> [DATA]:
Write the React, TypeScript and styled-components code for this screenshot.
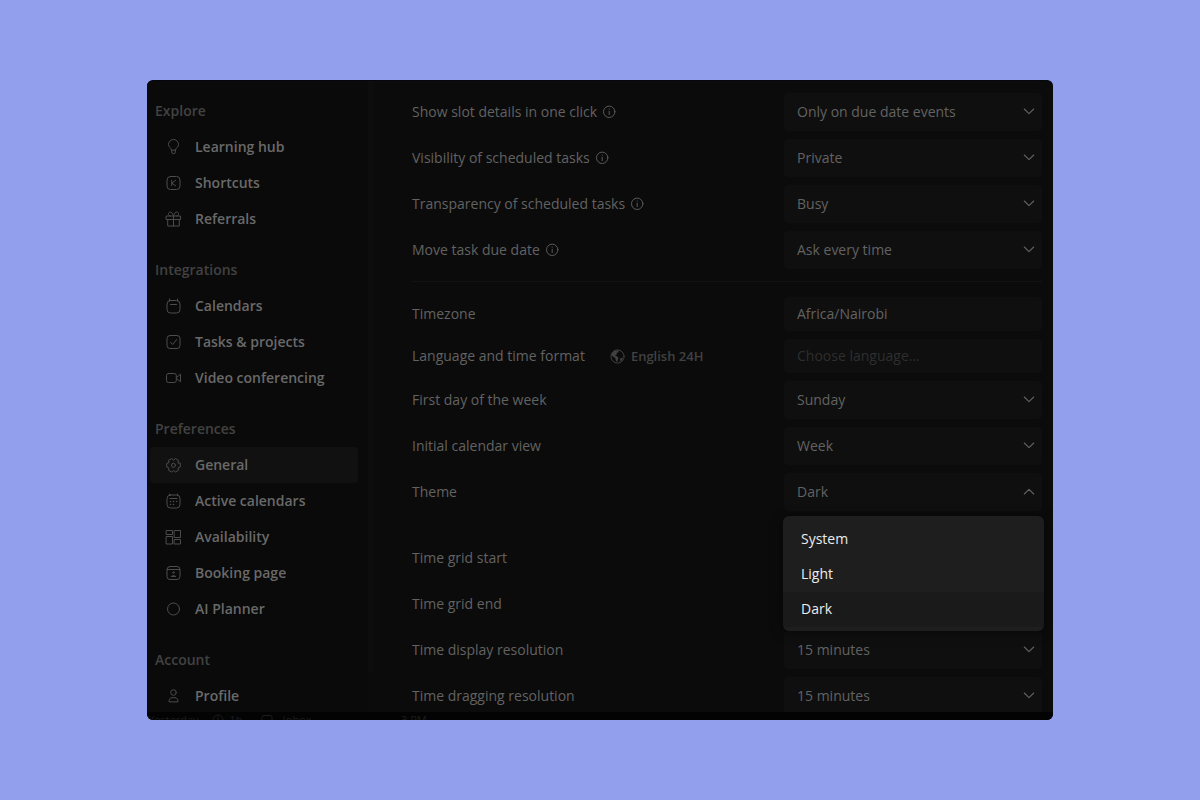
import React, { useId } from "react";
import styled, { createGlobalStyle } from "styled-components";

const GlobalStyle = createGlobalStyle`
  *, *::before, *::after { box-sizing: border-box; }
  body {
    margin: 0;
    background: #929fec;
    font-family: "Open Sans", "Noto Sans", sans-serif;
    font-size: 14px;
    line-height: 20px;
  }
`;

const Page = styled.div`
  min-height: 100vh;
  padding: 80px 147px;
`;

const Panel = styled.div`
  display: flex;
  flex-direction: column;
  height: calc(100vh - 160px);
  min-height: 320px;
  overflow: hidden;
  border-radius: 6px;
  background: #0b0b0b;
  border-top: 1px solid #05070f;
`;

const Body = styled.div`
  display: flex;
  flex: 1;
  min-height: 0;
  overflow: hidden;
`;

const Sidebar = styled.nav`
  display: flex;
  flex: none;
  flex-direction: column;
  gap: 15px;
  width: 221px;
  padding: 12px 10px 0 3px;
  background: #0a0a0a;
`;

const ScrollThumb = styled.div`
  flex: none;
  width: 5px;
  margin-bottom: 40px;
  background: #0d0d0d;
`;

const GroupTitle = styled.h2`
  margin: 0;
  padding: 8px 5px;
  font-size: 14px;
  font-weight: 600;
  line-height: 20px;
  color: #424242;
`;

const NavList = styled.ul`
  margin: 0;
  padding: 0;
  list-style: none;
`;

const NavLink = styled.a<{ $active?: boolean }>`
  display: flex;
  align-items: center;
  gap: 13px;
  height: 36px;
  padding-left: 15px;
  border-radius: 4px;
  background: ${(p) => (p.$active ? "#111111" : "transparent")};
  color: #696969;
  font-weight: 600;
  text-decoration: none;

  svg {
    flex: none;
    color: #4c4c4c;
  }
`;

const Main = styled.main`
  flex: 1;
  min-width: 0;
  padding: 12px 11px 0 39px;
`;

const Section = styled.section<{ $top?: number }>`
  display: grid;
  gap: 8px;
  padding-top: ${(p) => p.$top ?? 0}px;
`;

const Divider = styled.hr`
  height: 1px;
  margin: 12px 0 0;
  border: 0;
  background: #131313;
`;

const Row = styled.div<{ $compact?: boolean }>`
  position: relative;
  display: grid;
  grid-template-columns: minmax(0, 1fr) 258px;
  align-items: center;
  height: ${(p) => (p.$compact ? 34 : 38)}px;
`;

const LabelCell = styled.div`
  display: flex;
  align-items: center;
  gap: 5px;
  color: #626262;
`;

const Info = styled.button`
  display: flex;
  padding: 0;
  border: 0;
  background: none;
  color: #5a5a5a;
`;

const LanguageTag = styled.span`
  display: flex;
  align-items: center;
  gap: 6px;
  margin-left: 20px;
  color: #414141;
  font-size: 13px;
  font-weight: 600;
`;

const ControlBox = styled.div`
  position: relative;
  display: flex;
  height: 100%;
  color: #626262;

  > svg {
    position: absolute;
    right: 6px;
    top: 50%;
    margin-top: -8px;
    pointer-events: none;
  }
`;

const SelectField = styled.select`
  width: 100%;
  padding: 0 30px 0 13px;
  border: 0;
  border-radius: 4px;
  background: #0f0f0f;
  color: #626262;
  font: inherit;
  appearance: none;
`;

const ComboButton = styled.button`
  width: 100%;
  padding: 0 30px 0 13px;
  border: 0;
  border-radius: 4px;
  background: #0f0f0f;
  color: #626262;
  font: inherit;
  text-align: left;
`;

const TextField = styled.input`
  width: 100%;
  padding: 0 13px;
  border: 0;
  border-radius: 4px;
  background: #0f0f0f;
  color: #626262;
  font: inherit;

  &::placeholder {
    color: #2e2e2e;
    opacity: 1;
  }
`;

const Menu = styled.div`
  position: absolute;
  z-index: 2;
  top: calc(100% + 5px);
  left: -1px;
  right: -2px;
  padding: 6px 0 4px;
  overflow: hidden;
  border-radius: 6px;
  background: #1e1e1e;
  box-shadow: 0 2px 12px rgba(0, 0, 0, 0.5);
`;

const Option = styled.div<{ $selected?: boolean }>`
  padding: 7px 18px 8px;
  background: ${(p) => (p.$selected ? "#1a1a1a" : "transparent")};
  color: #ececec;
`;

const Backdrop = styled.div`
  display: flex;
  flex: none;
  height: 8px;
  overflow: hidden;
  background: #030303;
  color: #1c1c1c;
  font-size: 11px;
  line-height: 16px;
`;

const BackdropMeta = styled.div`
  display: flex;
  gap: 13px;
  width: 254px;
  padding-left: 1px;

  span {
    display: flex;
    align-items: center;
    gap: 6px;
    height: 16px;
  }

  span:last-child {
    gap: 10px;
    margin-left: 5px;
  }
`;

type IconProps = { children: React.ReactNode; size?: number; weight?: number; box?: number };

const Icon = ({ children, size = 17, weight = 1, box = 17 }: IconProps) => (
  <svg
    width={size}
    height={size}
    viewBox={`0 0 ${box} ${box}`}
    fill="none"
    stroke="currentColor"
    strokeWidth={weight}
    strokeLinecap="round"
    strokeLinejoin="round"
    aria-hidden="true"
  >
    {children}
  </svg>
);

const icons = {
  bulb: (
    <Icon>
      <path d="M6.500 10.800C6.400 9 3.500 8.200 3.500 5.500a5 5 0 0 1 10 0c0 2.700-2.900 3.500-3 5.300zM6.700 10.800v2.200q0 1.700 1.800 1.700t1.800-1.700v-2.200" />
    </Icon>
  ),
  key: (
    <Icon>
      <rect x="2" y="1.500" width="13" height="13" rx="3.500" />
      <path d="M6.700 5.300v5.400M10.600 5.300 6.900 8.200l3.700 2.500" />
    </Icon>
  ),
  gift: (
    <Icon>
      <path d="M1.500 5h14v3.500h-14zM2.700 8.500V15h11.600V8.500M8.500 5v10M8.500 5C7.500 2 6.500 1 5.200 1 3 1 2.600 5 5.400 5M8.500 5c1-3 2-4 3.300-4 2.200 0 2.600 4-.2 4" />
    </Icon>
  ),
  calendar: (
    <Icon>
      <rect x="2" y="2.500" width="13" height="12.500" rx="3.500" />
      <path d="M4.500 1v1.800M12.500 1v1.800M5.500 6.500h6" />
    </Icon>
  ),
  check: (
    <Icon>
      <rect x="2" y="1.500" width="13" height="13" rx="3" />
      <path d="m5.500 8.200 2.200 2.300 4-5" />
    </Icon>
  ),
  video: (
    <Icon>
      <rect x="1.500" y="3.500" width="9.800" height="9" rx="2" />
      <path d="m11.800 7.200 3.700-3v7.600l-3.700-3" />
    </Icon>
  ),
  gear: (
    <Icon>
      <path d="M15.300 6.600v3.400l-2.200 1 .3 2.300-2.900 1.700-2-1.400-2 1.400-2.900-1.700.3-2.300-2.200-1V6.600l2.200-1-.3-2.300 2.900-1.700 2 1.400 2-1.400 2.900 1.700-.3 2.300z" />
      <circle cx="8.500" cy="8.300" r="2" />
    </Icon>
  ),
  calendarDots: (
    <Icon>
      <rect x="2" y="2" width="13" height="13" rx="3.500" />
      <path d="M4.500 1v1.200M12.500 1v1.200M5 5.500h7" />
      <path d="M5.500 8.500h.1M8.500 8.500h.1M11.500 8.500h.1M5.500 11.500h.1M8.500 11.500h.1" strokeWidth="1.400" />
    </Icon>
  ),
  grid: (
    <Icon>
      <path d="M1.500 1.500h6v4h-6zM9.500 1.500h6v7h-6zM1.500 7.500h6v7.500h-6zM9.500 10.500h6V15h-6z" />
    </Icon>
  ),
  booking: (
    <Icon>
      <rect x="2" y="1.500" width="13" height="13" rx="3" />
      <path d="M2.300 4.500h12.400M6.500 11.200q2-1.700 4 0z" />
      <circle cx="8.500" cy="7.500" r=".8" />
    </Icon>
  ),
  circle: (
    <Icon>
      <circle cx="8.500" cy="8" r="6" />
    </Icon>
  ),
  person: (
    <Icon>
      <circle cx="8.500" cy="4.500" r="2.800" />
      <path d="M4 13.500c0-2 1.200-3.800 3-3.800h3c1.800 0 3 1.800 3 3.800z" />
    </Icon>
  ),
};

const InfoIcon = () => (
  <Icon size={14} box={14}>
    <circle cx="7.200" cy="6.800" r="5.700" />
    <path d="M7.200 6.200v3.400M7.200 4v.2" />
  </Icon>
);

const Chevron = ({ up }: { up?: boolean }) => (
  <Icon size={14} box={14} weight={1.100}>
    <path d={up ? "m2.300 10 4.700-4.700L11.700 10" : "M2.300 5 7 9.700 11.700 5"} />
  </Icon>
);

const Globe = () => (
  <Icon size={15} box={15}>
    <circle cx="7.500" cy="7.500" r="6.600" />
    <path
      d="M2 4.200 4.500 1.700l4.300-.4-.5 2-1.800.9.200 1.500-2 .8 2.300.8 1.500 1.700-.6 1.500-.6 2.700-1.700-2-.1-2-2.300-1.500L1.200 6zM10.200 9.200l2.600-.5-.7 2.300-2 1.600z"
      fill="currentColor"
      stroke="none"
    />
  </Icon>
);

const Clock = () => (
  <Icon size={12} box={12}>
    <circle cx="6" cy="6" r="5" />
    <path d="M6 3v3l2 1" />
  </Icon>
);

const Tray = () => (
  <Icon size={12} box={12}>
    <rect x="1" y="1.500" width="10" height="9" rx="2" />
  </Icon>
);

type IconName = keyof typeof icons;

const groups: { title: string; items: [IconName, string][] }[] = [
  { title: "Explore", items: [["bulb", "Learning hub"], ["key", "Shortcuts"], ["gift", "Referrals"]] },
  {
    title: "Integrations",
    items: [["calendar", "Calendars"], ["check", "Tasks & projects"], ["video", "Video conferencing"]],
  },
  {
    title: "Preferences",
    items: [
      ["gear", "General"],
      ["calendarDots", "Active calendars"],
      ["grid", "Availability"],
      ["booking", "Booking page"],
      ["circle", "AI Planner"],
    ],
  },
  { title: "Account", items: [["person", "Profile"]] },
];

const SelectRow = ({ label, value, info }: { label: string; value: string; info?: boolean }) => {
  const id = useId();
  return (
    <Row>
      <LabelCell>
        <label htmlFor={id}>{label}</label>
        {info && (
          <Info type="button" aria-label={`About: ${label}`}>
            <InfoIcon />
          </Info>
        )}
      </LabelCell>
      <ControlBox>
        <SelectField id={id} defaultValue={value}>
          <option>{value}</option>
        </SelectField>
        <Chevron />
      </ControlBox>
    </Row>
  );
};

export default function App() {
  return (
    <Page>
      <GlobalStyle />
      <Panel>
        <Body>
          <Sidebar aria-label="Settings">
            {groups.map((group) => (
              <div key={group.title}>
                <GroupTitle>{group.title}</GroupTitle>
                <NavList>
                  {group.items.map(([icon, name]) => (
                    <li key={name}>
                      <NavLink href="#" $active={name === "General"}>
                        {icons[icon]}
                        {name}
                      </NavLink>
                    </li>
                  ))}
                </NavList>
              </div>
            ))}
          </Sidebar>
          <ScrollThumb />
          <Main>
            <Section>
              <SelectRow label="Show slot details in one click" value="Only on due date events" info />
              <SelectRow label="Visibility of scheduled tasks" value="Private" info />
              <SelectRow label="Transparency of scheduled tasks" value="Busy" info />
              <SelectRow label="Move task due date" value="Ask every time" info />
            </Section>
            <Divider />
            <Section $top={15}>
              <Row $compact>
                <LabelCell>
                  <label htmlFor="timezone">Timezone</label>
                </LabelCell>
                <ControlBox>
                  <TextField id="timezone" defaultValue="Africa/Nairobi" />
                </ControlBox>
              </Row>
              <Row $compact>
                <LabelCell>
                  <label htmlFor="language">Language and time format</label>
                  <LanguageTag>
                    <Globe />
                    English 24H
                  </LanguageTag>
                </LabelCell>
                <ControlBox>
                  <TextField id="language" placeholder="Choose language..." />
                </ControlBox>
              </Row>
              <SelectRow label="First day of the week" value="Sunday" />
              <SelectRow label="Initial calendar view" value="Week" />
              <Row>
                <LabelCell>
                  <label htmlFor="theme">Theme</label>
                </LabelCell>
                <ControlBox>
                  <ComboButton id="theme" type="button" aria-haspopup="listbox" aria-expanded="true">
                    Dark
                  </ComboButton>
                  <Chevron up />
                  <Menu role="listbox" aria-label="Theme">
                    <Option role="option" aria-selected="false">System</Option>
                    <Option role="option" aria-selected="false">Light</Option>
                    <Option role="option" aria-selected="true" $selected>Dark</Option>
                  </Menu>
                </ControlBox>
              </Row>
            </Section>
            <Section $top={28}>
              <Row>
                <LabelCell>Time grid start</LabelCell>
              </Row>
              <Row>
                <LabelCell>Time grid end</LabelCell>
              </Row>
              <SelectRow label="Time display resolution" value="15 minutes" />
              <SelectRow label="Time dragging resolution" value="15 minutes" />
            </Section>
          </Main>
        </Body>
        <Backdrop aria-hidden="true">
          <BackdropMeta>
            <span>Yesterday</span>
            <span>
              <Clock />
              1h
            </span>
            <span>
              <Tray />
              Inbox
            </span>
          </BackdropMeta>
          <span>3 PM</span>
        </Backdrop>
      </Panel>
    </Page>
  );
}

> [GIVEN INSTRUCTION]:
Without the pictures, return the listing above from its first line through the line that has "text-decoration: none;".

> [SOLUTION FOR THIS TASK]:
Write the React, TypeScript and styled-components code for this screenshot.
import React, { useId } from "react";
import styled, { createGlobalStyle } from "styled-components";

const GlobalStyle = createGlobalStyle`
  *, *::before, *::after { box-sizing: border-box; }
  body {
    margin: 0;
    background: #929fec;
    font-family: "Open Sans", "Noto Sans", sans-serif;
    font-size: 14px;
    line-height: 20px;
  }
`;

const Page = styled.div`
  min-height: 100vh;
  padding: 80px 147px;
`;

const Panel = styled.div`
  display: flex;
  flex-direction: column;
  height: calc(100vh - 160px);
  min-height: 320px;
  overflow: hidden;
  border-radius: 6px;
  background: #0b0b0b;
  border-top: 1px solid #05070f;
`;

const Body = styled.div`
  display: flex;
  flex: 1;
  min-height: 0;
  overflow: hidden;
`;

const Sidebar = styled.nav`
  display: flex;
  flex: none;
  flex-direction: column;
  gap: 15px;
  width: 221px;
  padding: 12px 10px 0 3px;
  background: #0a0a0a;
`;

const ScrollThumb = styled.div`
  flex: none;
  width: 5px;
  margin-bottom: 40px;
  background: #0d0d0d;
`;

const GroupTitle = styled.h2`
  margin: 0;
  padding: 8px 5px;
  font-size: 14px;
  font-weight: 600;
  line-height: 20px;
  color: #424242;
`;

const NavList = styled.ul`
  margin: 0;
  padding: 0;
  list-style: none;
`;

const NavLink = styled.a<{ $active?: boolean }>`
  display: flex;
  align-items: center;
  gap: 13px;
  height: 36px;
  padding-left: 15px;
  border-radius: 4px;
  background: ${(p) => (p.$active ? "#111111" : "transparent")};
  color: #696969;
  font-weight: 600;
  text-decoration: none;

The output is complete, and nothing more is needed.